* **Exercise**
Say how many lines include the word "this", using only a number.

* **Data records**
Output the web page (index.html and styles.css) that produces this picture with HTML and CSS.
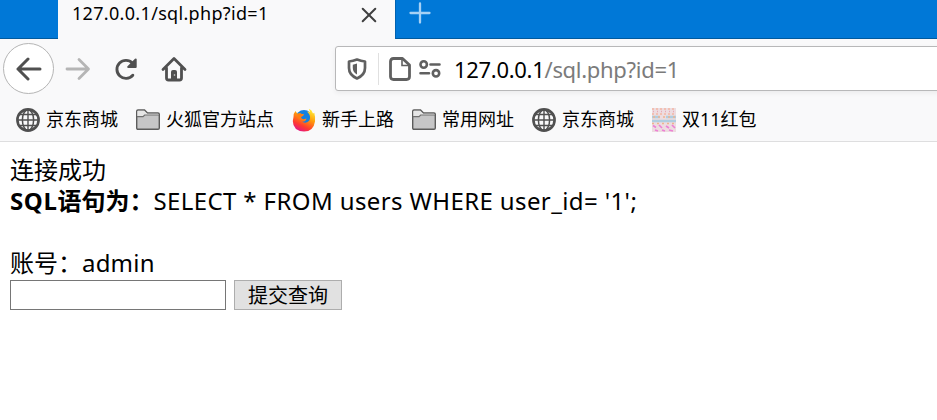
==
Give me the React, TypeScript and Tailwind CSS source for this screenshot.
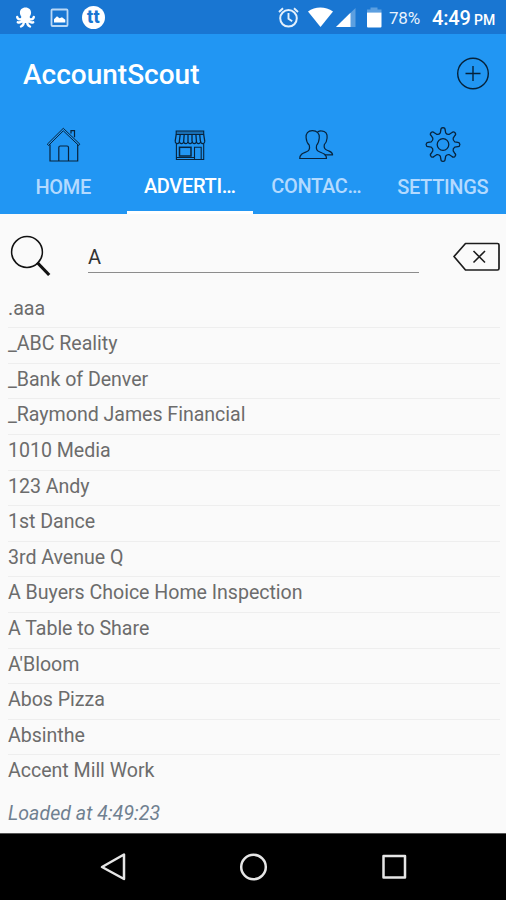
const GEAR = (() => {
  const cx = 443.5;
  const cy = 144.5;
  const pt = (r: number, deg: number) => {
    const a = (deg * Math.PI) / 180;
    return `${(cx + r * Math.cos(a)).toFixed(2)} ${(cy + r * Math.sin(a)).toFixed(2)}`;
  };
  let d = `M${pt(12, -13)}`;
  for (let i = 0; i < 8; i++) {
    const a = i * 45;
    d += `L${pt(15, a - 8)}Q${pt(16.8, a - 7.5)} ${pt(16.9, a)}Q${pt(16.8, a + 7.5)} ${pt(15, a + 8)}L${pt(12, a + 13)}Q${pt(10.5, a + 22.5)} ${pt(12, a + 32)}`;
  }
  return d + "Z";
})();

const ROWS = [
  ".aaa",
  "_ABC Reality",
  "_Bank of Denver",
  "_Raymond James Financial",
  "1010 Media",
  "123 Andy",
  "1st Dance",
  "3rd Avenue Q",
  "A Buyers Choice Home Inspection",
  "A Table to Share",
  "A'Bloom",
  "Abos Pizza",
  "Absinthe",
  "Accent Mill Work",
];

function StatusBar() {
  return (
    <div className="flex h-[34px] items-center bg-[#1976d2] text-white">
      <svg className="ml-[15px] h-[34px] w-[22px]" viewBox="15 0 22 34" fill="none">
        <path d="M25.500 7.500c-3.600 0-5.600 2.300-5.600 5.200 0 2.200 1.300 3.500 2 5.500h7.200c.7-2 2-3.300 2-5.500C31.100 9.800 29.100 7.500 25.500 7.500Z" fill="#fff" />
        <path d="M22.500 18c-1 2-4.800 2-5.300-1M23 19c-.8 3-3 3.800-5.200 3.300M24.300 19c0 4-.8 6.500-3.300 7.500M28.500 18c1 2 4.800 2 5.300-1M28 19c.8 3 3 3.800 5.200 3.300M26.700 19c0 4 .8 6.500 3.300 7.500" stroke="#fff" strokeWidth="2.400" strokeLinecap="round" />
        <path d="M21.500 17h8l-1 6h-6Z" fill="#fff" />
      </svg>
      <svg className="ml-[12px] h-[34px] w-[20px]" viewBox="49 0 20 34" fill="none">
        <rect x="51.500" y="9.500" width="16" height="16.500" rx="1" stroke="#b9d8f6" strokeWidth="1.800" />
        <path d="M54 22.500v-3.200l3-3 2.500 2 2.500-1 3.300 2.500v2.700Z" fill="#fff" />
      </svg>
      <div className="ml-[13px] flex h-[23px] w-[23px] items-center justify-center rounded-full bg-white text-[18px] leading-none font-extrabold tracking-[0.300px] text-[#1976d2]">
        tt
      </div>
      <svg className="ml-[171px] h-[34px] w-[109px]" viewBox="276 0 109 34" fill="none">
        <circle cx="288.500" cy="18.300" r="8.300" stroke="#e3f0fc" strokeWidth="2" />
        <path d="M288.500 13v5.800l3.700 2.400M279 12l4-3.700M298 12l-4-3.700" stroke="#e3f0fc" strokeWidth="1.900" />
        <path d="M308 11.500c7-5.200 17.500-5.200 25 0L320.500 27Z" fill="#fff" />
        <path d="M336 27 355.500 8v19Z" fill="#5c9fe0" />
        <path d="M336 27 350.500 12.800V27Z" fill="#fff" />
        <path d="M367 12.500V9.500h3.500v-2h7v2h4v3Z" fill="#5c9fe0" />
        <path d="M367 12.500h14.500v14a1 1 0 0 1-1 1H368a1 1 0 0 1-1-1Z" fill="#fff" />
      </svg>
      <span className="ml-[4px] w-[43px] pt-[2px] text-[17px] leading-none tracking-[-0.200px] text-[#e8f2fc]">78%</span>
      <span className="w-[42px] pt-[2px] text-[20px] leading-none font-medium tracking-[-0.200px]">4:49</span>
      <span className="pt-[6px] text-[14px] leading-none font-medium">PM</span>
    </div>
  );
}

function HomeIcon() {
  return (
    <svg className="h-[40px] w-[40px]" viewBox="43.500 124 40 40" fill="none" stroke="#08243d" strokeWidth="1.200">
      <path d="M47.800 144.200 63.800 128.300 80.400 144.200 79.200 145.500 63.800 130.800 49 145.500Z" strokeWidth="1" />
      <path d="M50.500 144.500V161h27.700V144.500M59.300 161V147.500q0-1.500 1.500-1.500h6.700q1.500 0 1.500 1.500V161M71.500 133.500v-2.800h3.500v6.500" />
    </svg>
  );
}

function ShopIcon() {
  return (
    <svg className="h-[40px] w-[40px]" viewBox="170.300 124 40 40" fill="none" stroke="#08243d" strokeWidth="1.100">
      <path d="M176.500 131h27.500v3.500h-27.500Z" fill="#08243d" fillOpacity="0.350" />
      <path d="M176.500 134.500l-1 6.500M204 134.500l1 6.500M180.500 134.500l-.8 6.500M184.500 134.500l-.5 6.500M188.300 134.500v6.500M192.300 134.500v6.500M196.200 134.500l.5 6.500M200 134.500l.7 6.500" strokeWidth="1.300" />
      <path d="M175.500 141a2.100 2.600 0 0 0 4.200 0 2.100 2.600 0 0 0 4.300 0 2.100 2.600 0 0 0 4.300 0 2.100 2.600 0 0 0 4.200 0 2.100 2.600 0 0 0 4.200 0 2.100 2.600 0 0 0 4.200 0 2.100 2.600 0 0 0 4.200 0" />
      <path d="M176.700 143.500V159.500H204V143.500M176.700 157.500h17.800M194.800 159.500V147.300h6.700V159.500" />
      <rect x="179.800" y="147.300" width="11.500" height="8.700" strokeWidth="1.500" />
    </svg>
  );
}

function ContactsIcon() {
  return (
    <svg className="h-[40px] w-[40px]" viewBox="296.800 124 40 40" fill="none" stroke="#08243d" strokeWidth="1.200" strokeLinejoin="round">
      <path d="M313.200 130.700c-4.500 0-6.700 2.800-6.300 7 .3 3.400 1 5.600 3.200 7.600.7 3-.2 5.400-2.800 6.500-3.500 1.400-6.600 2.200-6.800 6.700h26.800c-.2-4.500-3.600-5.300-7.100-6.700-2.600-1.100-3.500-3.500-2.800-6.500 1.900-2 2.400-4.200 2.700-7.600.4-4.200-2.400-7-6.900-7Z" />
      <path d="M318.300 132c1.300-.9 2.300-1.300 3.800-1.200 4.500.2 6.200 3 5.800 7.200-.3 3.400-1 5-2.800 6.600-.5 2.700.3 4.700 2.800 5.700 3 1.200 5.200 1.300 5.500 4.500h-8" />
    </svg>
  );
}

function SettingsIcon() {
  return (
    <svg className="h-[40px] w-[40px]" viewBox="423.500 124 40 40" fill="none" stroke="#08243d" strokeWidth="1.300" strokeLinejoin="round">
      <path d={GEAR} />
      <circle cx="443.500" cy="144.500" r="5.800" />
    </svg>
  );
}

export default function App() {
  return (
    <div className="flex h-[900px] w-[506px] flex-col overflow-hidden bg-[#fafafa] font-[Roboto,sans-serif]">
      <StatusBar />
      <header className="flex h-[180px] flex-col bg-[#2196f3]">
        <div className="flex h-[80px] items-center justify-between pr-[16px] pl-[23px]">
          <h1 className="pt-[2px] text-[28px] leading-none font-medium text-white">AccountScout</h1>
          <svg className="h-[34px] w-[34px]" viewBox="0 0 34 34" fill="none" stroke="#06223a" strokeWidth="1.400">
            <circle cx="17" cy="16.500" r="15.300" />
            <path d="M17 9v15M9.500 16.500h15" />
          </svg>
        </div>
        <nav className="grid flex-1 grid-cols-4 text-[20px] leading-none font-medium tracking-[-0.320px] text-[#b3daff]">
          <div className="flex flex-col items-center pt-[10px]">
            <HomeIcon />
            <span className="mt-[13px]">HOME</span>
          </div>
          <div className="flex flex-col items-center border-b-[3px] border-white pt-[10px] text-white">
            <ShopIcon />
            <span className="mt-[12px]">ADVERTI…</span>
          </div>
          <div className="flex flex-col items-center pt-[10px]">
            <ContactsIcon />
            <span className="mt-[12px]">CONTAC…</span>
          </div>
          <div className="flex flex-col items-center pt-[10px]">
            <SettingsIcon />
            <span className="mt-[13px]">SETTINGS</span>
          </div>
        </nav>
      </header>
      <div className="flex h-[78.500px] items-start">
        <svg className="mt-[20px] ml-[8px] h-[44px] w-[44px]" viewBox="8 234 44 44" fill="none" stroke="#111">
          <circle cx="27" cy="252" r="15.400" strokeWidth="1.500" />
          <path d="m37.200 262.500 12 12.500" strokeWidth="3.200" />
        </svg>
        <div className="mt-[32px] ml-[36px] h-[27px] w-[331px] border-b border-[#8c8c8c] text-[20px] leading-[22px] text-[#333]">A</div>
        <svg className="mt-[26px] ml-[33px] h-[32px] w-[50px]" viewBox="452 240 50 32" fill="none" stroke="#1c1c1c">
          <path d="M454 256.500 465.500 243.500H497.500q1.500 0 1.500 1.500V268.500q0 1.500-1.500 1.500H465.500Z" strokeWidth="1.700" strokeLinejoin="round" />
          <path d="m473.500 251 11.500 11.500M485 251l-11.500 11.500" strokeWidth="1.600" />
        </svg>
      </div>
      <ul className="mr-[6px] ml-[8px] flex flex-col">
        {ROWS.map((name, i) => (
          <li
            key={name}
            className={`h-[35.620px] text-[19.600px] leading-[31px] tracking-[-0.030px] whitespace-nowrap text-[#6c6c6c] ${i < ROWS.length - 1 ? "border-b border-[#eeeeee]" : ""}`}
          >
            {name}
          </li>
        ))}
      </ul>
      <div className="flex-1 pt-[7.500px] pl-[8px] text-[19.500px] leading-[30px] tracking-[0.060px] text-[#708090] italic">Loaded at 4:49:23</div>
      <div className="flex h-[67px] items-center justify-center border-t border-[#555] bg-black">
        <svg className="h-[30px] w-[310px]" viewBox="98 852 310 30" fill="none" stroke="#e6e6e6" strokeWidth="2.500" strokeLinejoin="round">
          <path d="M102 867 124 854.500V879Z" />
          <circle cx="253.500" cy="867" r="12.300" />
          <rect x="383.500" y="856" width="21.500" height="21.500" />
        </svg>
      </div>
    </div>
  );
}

* **Result of the exercise**
2